Purpose of an Electroscope

An electroscope is a device used to: Detect the presence of electric charge. Determine the nature of charge (positive or negative). Give a rough idea of the magnitude of charge

Gold Leaf Electroscope

• It consists of: A metal rod passing through an insulating stopper. A metal knob at the top. Two thin gold leaves attached at the bottom. A protective glass enclosure

Working Principle

When a charged body touches the metal knob: Charge spreads throughout the rod

Both gold leaves acquire same type of charge. Due to repulsion between like charges, the leaves diverge.

Greater divergence → Greater charge

Reason for Divergence

Both leaves carry similar charges

Like charges repel

Repulsion causes leaves to separate

Key Observations

Divergence indicates presence of charge

Leaves collapse when charge is removed or neutralised

Works on principles of:

Charge transfer

Repulsion of like charges

Significance of Electroscope

Simple and effective charge detector

Demonstrates fundamental laws of electrostatics

Helps verify charging by contact and induction

Paper Strip Experiment (Demonstration of Electric Charge)

Aim of the Experiment

To demonstrate the presence and nature of electric charge and to show that like charges repel while unlike charges attract.

Apparatus Required

Thin strips of paper (or aluminium foil / pith balls)

A plastic or ebonite rod

Wool / fur / dry cloth

Stand or thread for suspension

Procedure

Cut two identical thin paper strips.

Suspend them freely from a stand or hold them close together.

Rub a plastic (or ebonite) rod with dry wool or fur to charge it.

Bring the charged rod near the paper strips without touching them.

Now touch both paper strips with the charged rod and then remove the rod.

Observations

Initially, the paper strips are attracted towards the charged rod.

After touching the rod, both strips acquire the same kind of charge.

The two strips repel each other and move apart.

When left undisturbed, the strips may slowly come back together due to discharge.

Explanation

Rubbing the rod transfers electrons to or from it, charging it.

When the charged rod touches the paper strips, charge is transferred to them.

Both strips acquire charges of the same nature.

Since like charges repel, the strips move apart.

This experiment clearly demonstrates:

Charging by contact

Repulsion between like charges

Conclusion

Electric charge can be transferred from one body to another.

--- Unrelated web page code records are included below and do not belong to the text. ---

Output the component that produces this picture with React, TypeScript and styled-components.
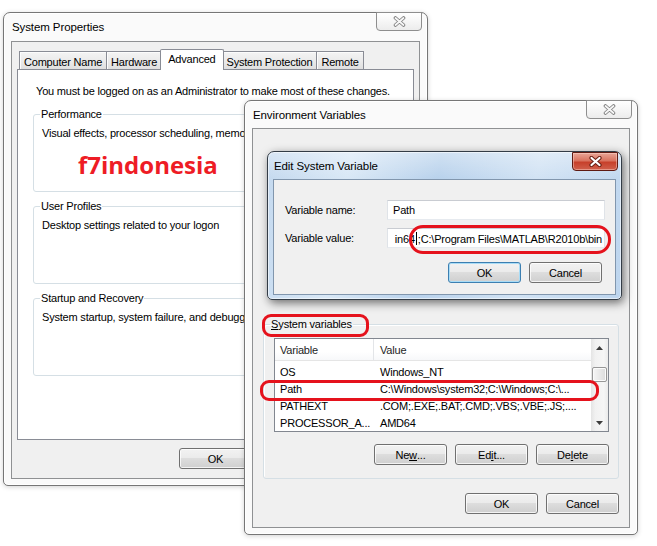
import React from "react";
import styled, { createGlobalStyle, css } from "styled-components";

const GlobalStyle = createGlobalStyle`
  html, body { margin: 0; padding: 0; background: #ffffff; }
  body {
    font-family: "Liberation Sans", Arial, sans-serif;
    font-size: 11px;
    letter-spacing: -0.2px;
    color: #000;
  }
  * { box-sizing: border-box; }
  u { letter-spacing: 0; }
`;

const Desktop = styled.div`
  position: relative;
  width: 657px;
  height: 546px;
  overflow: hidden;
  background: #ffffff;
`;

type WinProps = {
  $x: number;
  $y: number;
  $w: number;
  $h: number;
  $pad: number;
  $z: number;
  $glass?: boolean;
};

const glassBg = css`
  background:
    linear-gradient(180deg, rgba(255, 255, 255, 0.35) 0px, rgba(255, 255, 255, 0) 26px),
    linear-gradient(100deg, #c4d9ef 0%, #d9e8f6 22%, #b9d2ec 46%, #d2e3f4 72%, #bdd5ee 100%);
  border: 1px solid #333c46;
  box-shadow: inset 0 0 0 1px rgba(255, 255, 255, 0.55), 2px 3px 10px rgba(0, 0, 0, 0.55);
`;

const basicBg = css`
  background: #fafafa;
  border: 1px solid #767676;
  box-shadow: inset 0 0 0 1px #ffffff, 0 1px 5px rgba(0, 0, 0, 0.18);
`;

const Win = styled.section<WinProps>`
  position: absolute;
  left: ${(p) => p.$x}px;
  top: ${(p) => p.$y}px;
  width: ${(p) => p.$w}px;
  height: ${(p) => p.$h}px;
  z-index: ${(p) => p.$z};
  display: flex;
  flex-direction: column;
  padding: 0 ${(p) => p.$pad}px ${(p) => p.$pad - 1}px;
  border-radius: 7px 7px 5px 5px;
  ${(p) => (p.$glass ? glassBg : basicBg)}
`;

const TitleBar = styled.header<{ $h: number }>`
  height: ${(p) => p.$h}px;
  flex: none;
  display: flex;
  align-items: center;
`;

const Title = styled.span`
  font-size: 11.5px;
  padding-left: 1px;
  letter-spacing: -0.1px;
`;

const CloseBtn = styled.div<{ $active?: boolean }>`
  align-self: flex-start;
  margin-left: auto;
  margin-right: -2px;
  margin-top: ${(p) => (p.$active ? 0 : -1)}px;
  width: 46px;
  height: 19px;
  display: flex;
  align-items: center;
  justify-content: center;
  border-radius: 0 0 4px 4px;
  ${(p) =>
    p.$active
      ? css`
          border: 1px solid #5e1a12;
          background: linear-gradient(180deg, #e9a597 0%, #d9735f 45%, #c7402b 55%, #d0604c 100%);
          box-shadow: inset 0 0 0 1px rgba(255, 220, 210, 0.45);
        `
      : css`
          border: 1px solid #8e8e8e;
          background: linear-gradient(180deg, #ffffff 0%, #f6f6f6 50%, #ececec 100%);
        `}
`;

const CloseGlyph = ({ active }: { active?: boolean }) => (
  <svg width="13" height="11" viewBox="0 0 13 11">
    <path
      d="M2.5 2 L10.5 9 M10.5 2 L2.5 9"
      stroke={active ? "#6a2015" : "#808080"}
      strokeWidth={active ? 4.2 : 3.6}
      strokeLinecap="round"
      fill="none"
    />
    <path
      d="M2.5 2 L10.5 9 M10.5 2 L2.5 9"
      stroke={active ? "#ffffff" : "#f7f7f7"}
      strokeWidth={active ? 2.2 : 1.8}
      strokeLinecap="round"
      fill="none"
    />
  </svg>
);

const Client = styled.div<{ $pad: string; $glass?: boolean }>`
  flex: 1;
  min-height: 0;
  display: flex;
  flex-direction: column;
  padding: ${(p) => p.$pad};
  background: #f0f0f0;
  border: 1px solid ${(p) => (p.$glass ? "#8196ad" : "#8f9193")};
`;

/* ---------- tabs ---------- */

const TabStrip = styled.div`
  display: flex;
  align-items: flex-end;
  height: 21px;
  margin-bottom: -1px;
  padding-left: 2px;
`;

const Tab = styled.div<{ $active?: boolean }>`
  position: relative;
  display: flex;
  align-items: center;
  padding: 0 4px;
  border: 1px solid #898c95;
  border-bottom: none;
  white-space: nowrap;
  ${(p) =>
    p.$active
      ? css`
          z-index: 2;
          height: 21px;
          margin: 0 -1px 0 -2px;
          padding: 0 7px 2px;
          background: #ffffff;
          border-radius: 2px 2px 0 0;
        `
      : css`
          z-index: 1;
          height: 18px;
          margin: 0 0 1px -1px;
          padding-top: 2px;
          background: linear-gradient(180deg, #f4f4f4 0%, #ebebeb 50%, #dfdfdf 100%);
          box-shadow: inset 1px 1px 0 #fcfcfc;
        `}
  &:first-child {
    margin-left: 0;
  }
`;

const TabPanel = styled.div`
  flex: 1;
  min-height: 0;
  display: flex;
  flex-direction: column;
  background: #ffffff;
  border: 1px solid #898c95;
  padding: 14px 15px 0;
`;

const Intro = styled.p`
  margin: 0 0 9px 3px;
  line-height: 14px;
  white-space: nowrap;
`;

const Group = styled.fieldset<{ $h: number }>`
  margin: 0 0 7px;
  padding: 0 8px;
  min-width: 0;
  height: ${(p) => p.$h}px;
  flex: none;
  border: 1px solid #d5dfe5;
  border-radius: 3px;
  box-shadow: inset 1px 1px 0 #ffffff;
`;

const Legend = styled.legend<{ $shift: number }>`
  padding: 0 1px;
  margin-left: ${(p) => p.$shift}px;
  line-height: 14px;
`;

const Desc = styled.div`
  margin-top: 5px;
  line-height: 14px;
  white-space: nowrap;
`;

const Watermark = styled.div`
  margin: 10px 0 0 36px;
  font-family: "Open Sans", "Liberation Sans", sans-serif;
  font-weight: 700;
  font-size: 24px;
  line-height: 30px;
  letter-spacing: 0;
  color: #ee1c25;
`;

/* ---------- buttons ---------- */

const ButtonRow = styled.div<{ $mt: number; $pb: number; $pr?: number }>`
  flex: none;
  display: flex;
  justify-content: flex-end;
  gap: 8px;
  margin-top: ${(p) => p.$mt}px;
  padding-bottom: ${(p) => p.$pb}px;
  padding-right: ${(p) => p.$pr ?? 0}px;
`;

const Button = styled.button<{ $default?: boolean }>`
  width: 73px;
  height: 21px;
  padding: 0;
  font: inherit;
  letter-spacing: inherit;
  color: #000;
  border-radius: 3px;
  border: 1px solid ${(p) => (p.$default ? "#3c7fb1" : "#707070")};
  background: linear-gradient(180deg, #f2f2f2 0%, #ebebeb 46%, #dddddd 50%, #cfcfcf 100%);
  box-shadow: inset 0 0 0 1px ${(p) => (p.$default ? "#a9dcf6" : "rgba(255,255,255,0.75)")};
  u {
    text-decoration: underline;
  }
`;

/* ---------- edit dialog ---------- */

const FieldRow = styled.div`
  display: flex;
  align-items: center;
  margin-bottom: 8px;
`;

const FieldLabel = styled.label`
  width: 102px;
  flex: none;
`;

const TextBox = styled.div<{ $end?: boolean }>`
  width: 219px;
  height: 20px;
  display: flex;
  align-items: center;
  justify-content: ${(p) => (p.$end ? "flex-end" : "flex-start")};
  overflow: hidden;
  white-space: nowrap;
  padding: ${(p) => (p.$end ? "0 2px 0 5px" : "0 5px")};
  background: #ffffff;
  border: 1px solid;
  border-color: #c9ccd2 #dfe3e8 #e6eaef #dfe3e8;
  span {
    flex: none;
  }
`;

const Caret = styled.i`
  display: inline-block;
  width: 1px;
  height: 13px;
  background: #000;
  vertical-align: -2px;
  margin: 0 1px;
`;

/* ---------- list view ---------- */

const Spacer = styled.div`
  flex: 1;
`;

const SysGroup = styled.fieldset`
  margin: 0;
  padding: 0 9px 0 10px;
  min-width: 0;
  height: 162px;
  flex: none;
  display: flex;
  flex-direction: column;
  border: 1px solid #d5dfe5;
  border-radius: 3px;
  box-shadow: inset 1px 1px 0 #ffffff;
  u {
    text-decoration: underline;
  }
`;

const ListView = styled.div`
  margin-top: 7px;
  height: 94px;
  flex: none;
  display: flex;
  background: #ffffff;
  border: 1px solid #828790;
  overflow: hidden;
`;

const ListBody = styled.div`
  flex: 1;
  min-width: 0;
  display: flex;
  flex-direction: column;
`;

const Cols = css`
  display: grid;
  grid-template-columns: 98px 1fr;
`;

const HeaderRow = styled.div`
  ${Cols};
  height: 22px;
  flex: none;
  border-bottom: 1px solid #e5e5e5;
  background: linear-gradient(180deg, #ffffff 0%, #ffffff 60%, #f7f8fa 100%);
`;

const HeaderCell = styled.div`
  display: flex;
  align-items: center;
  padding-left: 5px;
  color: #1e1e1e;
  & + & {
    border-left: 1px solid #e3e5e8;
    padding-left: 6px;
  }
`;

const Rows = styled.div`
  padding-top: 2px;
`;

const Row = styled.div`
  ${Cols};
  height: 17px;
`;

const Cell = styled.div`
  display: flex;
  align-items: center;
  padding-left: 5px;
  white-space: nowrap;
  overflow: hidden;
  & + & {
    padding-left: 7px;
  }
`;

const ScrollBar = styled.div`
  width: 17px;
  flex: none;
  display: flex;
  flex-direction: column;
  background: linear-gradient(90deg, #e4e4e4 0%, #f1f1f1 25%, #f6f6f6 75%, #ebebeb 100%);
`;

const ScrollArrow = styled.div`
  height: 17px;
  flex: none;
  display: flex;
  align-items: center;
  justify-content: center;
`;

const ScrollTrack = styled.div`
  flex: 1;
  padding: 11px 1px 0 1px;
`;

const Thumb = styled.div`
  height: 15px;
  border: 1px solid #979797;
  border-radius: 2px;
  background: linear-gradient(90deg, #f6f6f6 0%, #e9e9e9 50%, #dcdcdc 100%);
  box-shadow: inset 0 0 0 1px #fbfbfb;
`;

const Arrow = ({ up }: { up?: boolean }) => (
  <svg width="7" height="4" viewBox="0 0 7 4">
    <path d={up ? "M0 4 L3.5 0 L7 4 Z" : "M0 0 L3.5 4 L7 0 Z"} fill="#3c3c3c" />
  </svg>
);

/* ---------- annotations ---------- */

const Mark = styled.div<{ $x: number; $y: number; $w: number; $h: number; $r: number }>`
  position: absolute;
  left: ${(p) => p.$x}px;
  top: ${(p) => p.$y}px;
  width: ${(p) => p.$w}px;
  height: ${(p) => p.$h}px;
  border: 3px solid #e5121c;
  border-radius: ${(p) => p.$r}px;
  z-index: 10;
  pointer-events: none;
`;

const tabs = ["Computer Name", "Hardware", "Advanced", "System Protection", "Remote"];

const sysVars: [string, string][] = [
  ["OS", "Windows_NT"],
  ["Path", "C:\\Windows\\system32;C:\\Windows;C:\\..."],
  ["PATHEXT", ".COM;.EXE;.BAT;.CMD;.VBS;.VBE;.JS;...."],
  ["PROCESSOR_A...", "AMD64"],
];

export default function App() {
  return (
    <>
      <GlobalStyle />
      <Desktop>
        {/* System Properties */}
        <Win $x={3} $y={12} $w={425} $h={474} $pad={7} $z={1}>
          <TitleBar $h={28}>
            <Title>System Properties</Title>
            <CloseBtn>
              <CloseGlyph />
            </CloseBtn>
          </TitleBar>
          <Client $pad="7px 5px 0">
            <TabStrip>
              {tabs.map((t) => (
                <Tab key={t} $active={t === "Advanced"}>
                  {t}
                </Tab>
              ))}
            </TabStrip>
            <TabPanel>
              <Intro>You must be logged on as an Administrator to make most of these changes.</Intro>
              <Group $h={85}>
                <Legend $shift={-2}>Performance</Legend>
                <Desc>Visual effects, processor scheduling, memory usage and virtual memory</Desc>
                <Watermark>f7indonesia</Watermark>
              </Group>
              <Group $h={85}>
                <Legend $shift={-2}>User Profiles</Legend>
                <Desc>Desktop settings related to your logon</Desc>
              </Group>
              <Group $h={85}>
                <Legend $shift={-2}>Startup and Recovery</Legend>
                <Desc>System startup, system failure, and debugging information</Desc>
              </Group>
            </TabPanel>
            <ButtonRow $mt={8} $pb={9}>
              <Button>OK</Button>
              <Button>Cancel</Button>
              <Button>Apply</Button>
            </ButtonRow>
          </Client>
        </Win>

        {/* Environment Variables */}
        <Win $x={244} $y={100} $w={394} $h={435} $pad={7} $z={2}>
          <TitleBar $h={27}>
            <Title>Environment Variables</Title>
            <CloseBtn>
              <CloseGlyph />
            </CloseBtn>
          </TitleBar>
          <Client $pad="0 10px 0 10px">
            <Spacer />
            <SysGroup>
              <Legend $shift={-4}>
                <u>S</u>ystem variables
              </Legend>
              <ListView>
                <ListBody>
                  <HeaderRow>
                    <HeaderCell>Variable</HeaderCell>
                    <HeaderCell>Value</HeaderCell>
                  </HeaderRow>
                  <Rows>
                    {sysVars.map(([k, v]) => (
                      <Row key={k}>
                        <Cell>{k}</Cell>
                        <Cell>{v}</Cell>
                      </Row>
                    ))}
                  </Rows>
                </ListBody>
                <ScrollBar>
                  <ScrollArrow>
                    <Arrow up />
                  </ScrollArrow>
                  <ScrollTrack>
                    <Thumb />
                  </ScrollTrack>
                  <ScrollArrow>
                    <Arrow />
                  </ScrollArrow>
                </ScrollBar>
              </ListView>
              <ButtonRow $mt={12} $pb={0}>
                <Button>
                  Ne<u>w</u>...
                </Button>
                <Button>
                  Ed<u>i</u>t...
                </Button>
                <Button>
                  De<u>l</u>ete
                </Button>
              </ButtonRow>
            </SysGroup>
            <ButtonRow $mt={14} $pb={13}>
              <Button>OK</Button>
              <Button>Cancel</Button>
            </ButtonRow>
          </Client>
        </Win>

        {/* Edit System Variable */}
        <Win $x={267} $y={151} $w={355} $h={149} $pad={5} $z={3} $glass>
          <TitleBar $h={27}>
            <Title>Edit System Variable</Title>
            <CloseBtn $active>
              <CloseGlyph active />
            </CloseBtn>
          </TitleBar>
          <Client $pad="20px 10px 0 11px" $glass>
            <FieldRow>
              <FieldLabel>Variable name:</FieldLabel>
              <TextBox>Path</TextBox>
            </FieldRow>
            <FieldRow>
              <FieldLabel>Variable value:</FieldLabel>
              <TextBox $end>
                <span>
                  in64
                  <Caret />
                  ;C:\Program Files\MATLAB\R2010b\bin
                </span>
              </TextBox>
            </FieldRow>
            <ButtonRow $mt={6} $pb={0} $pr={3}>
              <Button $default>OK</Button>
              <Button>Cancel</Button>
            </ButtonRow>
          </Client>
        </Win>

        <Mark $x={409} $y={225} $w={202} $h={29} $r={14} />
        <Mark $x={262} $y={314} $w={107} $h={23} $r={9} />
        <Mark $x={260} $y={380} $w={339} $h={21} $r={9} />
      </Desktop>
    </>
  );
}
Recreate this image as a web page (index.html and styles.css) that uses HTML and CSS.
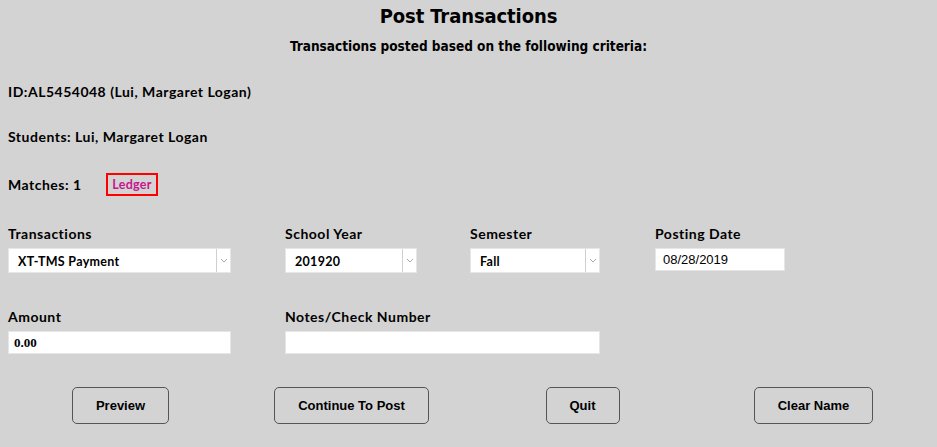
FILE: index.html
```html
<!DOCTYPE html>
<html>
<head>
<meta charset="utf-8">
<link rel="stylesheet" href="styles.css">
</head>
<body>
<div class="page">
  <h1 class="title">Post Transactions</h1>
  <p class="subtitle">Transactions posted based on the following criteria:</p>
  <p class="info info-id">ID:AL5454048 (Lui, Margaret Logan)</p>
  <p class="info info-students">Students: Lui, Margaret Logan</p>
  <div class="matches">
    <span class="info matches-text">Matches: 1</span>
    <span class="ledger">Ledger</span>
  </div>
  <div class="form-row row-top">
    <div class="field">
      <label class="lbl">Transactions</label>
      <div class="select sel-trans"><span class="sel-val">XT-TMS Payment</span><span class="sel-arrow"><svg width="8" height="5" viewBox="0 0 8 5"><path d="M1 1 L4 4 L7 1" fill="none" stroke="#aaa" stroke-width="1"/></svg></span></div>
    </div>
    <div class="field">
      <label class="lbl">School Year</label>
      <div class="select sel-year"><span class="sel-val">201920</span><span class="sel-arrow"><svg width="8" height="5" viewBox="0 0 8 5"><path d="M1 1 L4 4 L7 1" fill="none" stroke="#aaa" stroke-width="1"/></svg></span></div>
    </div>
    <div class="field">
      <label class="lbl">Semester</label>
      <div class="select sel-sem"><span class="sel-val">Fall</span><span class="sel-arrow"><svg width="8" height="5" viewBox="0 0 8 5"><path d="M1 1 L4 4 L7 1" fill="none" stroke="#aaa" stroke-width="1"/></svg></span></div>
    </div>
    <div class="field">
      <label class="lbl">Posting Date</label>
      <div class="input date">08/28/2019</div>
    </div>
  </div>
  <div class="form-row row-bottom">
    <div class="field">
      <label class="lbl">Amount</label>
      <div class="input amount">0.00</div>
    </div>
    <div class="field notes-field">
      <label class="lbl">Notes/Check Number</label>
      <div class="input notes"></div>
    </div>
  </div>
  <div class="buttons">
    <button class="btn">Preview</button>
    <button class="btn">Continue To Post</button>
    <button class="btn">Quit</button>
    <button class="btn">Clear Name</button>
  </div>
</div>
</body>
</html>
```
FILE: styles.css
```css
* { box-sizing: border-box; }
html, body { margin: 0; padding: 0; background: #d3d3d3; }
body { width: 937px; height: 447px; overflow: hidden; }
.page { padding: 0 8px; color: #000; font-family: "Lato", "DejaVu Sans", sans-serif; font-weight: 700; }
.title {
  margin: 4px 0 0; text-align: center;
  font-family: "DejaVu Sans Condensed", "DejaVu Sans", sans-serif;
  font-weight: 700; font-size: 20px; line-height: 24px;
  letter-spacing: -0.1px;
}
.subtitle {
  margin: 10px 0 0; text-align: center;
  font-family: "DejaVu Sans Condensed", "DejaVu Sans", sans-serif;
  font-weight: 700; font-size: 13.5px; line-height: 16px;
  letter-spacing: 0;
}
.info { margin: 0; font-size: 14px; line-height: 16px; letter-spacing: 0.5px; }
.info-id { margin-top: 30px; }
.info-students { margin-top: 29px; }
.matches { margin-top: 28px; display: flex; align-items: center; height: 23px; }
.matches-text { width: 98px; }
.ledger {
  border: 2px solid #ff0000; height: 23px; width: 52px;
  display: flex; align-items: center; justify-content: center;
  color: #c8158f; font-size: 12.5px; letter-spacing: 0.3px;
}
.form-row { display: grid; grid-template-columns: 277px 185px 185px auto; }
.row-top { margin-top: 30px; }
.row-bottom { margin-top: 36px; }
.field { display: flex; flex-direction: column; gap: 6px; }
.notes-field { grid-column: 2 / 4; }
.lbl { font-size: 14px; line-height: 16px; letter-spacing: 0.5px; }
.select { display: flex; height: 25px; background: #fff; border: 1px solid #e6e6e6; }
.sel-val { flex: 1; display: flex; align-items: center; padding-left: 9px; padding-top: 2px; font-size: 12.5px; letter-spacing: 0.3px; }
.sel-arrow { width: 14px; border-left: 1px solid #d0d0d0; display: flex; align-items: center; justify-content: center; }
.sel-trans { width: 223px; }
.sel-year { width: 132px; }
.sel-sem { width: 130px; }
.input { height: 23px; background: #fff; border: 1px solid #e6e6e6; display: flex; align-items: center; }
.date { width: 130px; padding-left: 7px; font-family: "Liberation Sans", Arial, sans-serif; font-weight: 400; font-size: 13px; }
.amount { width: 223px; padding-left: 5px; font-family: "Liberation Serif", serif; font-weight: 700; font-size: 13px; }
.notes { width: 315px; }
.buttons { margin-top: 33px; margin-left: -3px; display: grid; grid-template-columns: repeat(4, 231px); justify-items: center; }
.btn {
  height: 37px; padding: 0 23px; background: #d3d3d3;
  border: 1px solid #555; border-radius: 5px;
  font-family: "Liberation Sans", Arial, sans-serif; font-weight: 700; font-size: 13px; color: #000;
}
```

Like charges repel each other.

Paper strips act as light test bodies for detecting electric charge

1.3 Electric Charge and it's Properties 

> Electric charge is a fundamental physical property of matter due to which it experiences electric force in an electric field or produces an electric field around it.

Symbol: q

SI unit: Coulomb (C)

Dimension: [A T]

Charge is associated with electrons and protons

Nature of Electric Charge

There are two types of electric charges:

a. Positive charge (+)

b. Negative charge (–)

Interaction rule: Like charges repel & Unlike charges attract

 This interaction is governed by Coulomb’s law.

 Origin of Charge

All matter is made of atoms

Atoms contain: Protons (+e),  Electrons (–e) &  Neutrons (0)

> Charging of a body occurs due to transfer of electrons only.

(Protons are bound inside the nucleus.)

Loss of electrons → Positive charge

Gain of electrons → Negative charge

Basic Properties of Electric Charge 

(i) Additivity of Charge (Scalar Nature)

> The total charge of a system is the algebraic sum of individual charges.

If a system has charges

q₁, q₂, q₃, … qₙ

Q =  q₁+  q₂ +  q₃+ ..... + qₙ

Charge is a scalar quantity

Proper signs (+ / –) must be used

 Difference from mass:

Mass is always positive, but charge can be positive or negative.

(ii) Conservation of Charge

> The total electric charge of an isolated system always remains constant.

Charge can neither be created nor destroyed

It can only be transferred or redistributed

 Example:

Rubbing glass rod with silk

Rod becomes +ve

Silk becomes –ve

Net charge = 0

 Even in nuclear reactions:

∆{Total charge before} = ∆{Total charge after}

(iii) Quantisation of Charge

> Electric charge exists in discrete packets and not continuously.

Experimentally it is established that all free charges are integral multiples

of a basic unit of charge denoted by e. Thus charge q on a body is always

given by

q = ne

where: n = integer (positive or negative)

e = fundamental charge

|e| = 1.602 × 10 -¹⁹ C

Smallest free charge = charge of electron or proton

At macroscopic scale, charge appears continuous, but microscopically it is quantised.

Although quarks possess fractional electric charges, they are permanently confined and cannot exist as free particles. Quantisation of charge is an experimentally verified property of free observable charges, which always occur as integral multiples of e. Hence, quarks are not considered fundamental in the quantisation of charge.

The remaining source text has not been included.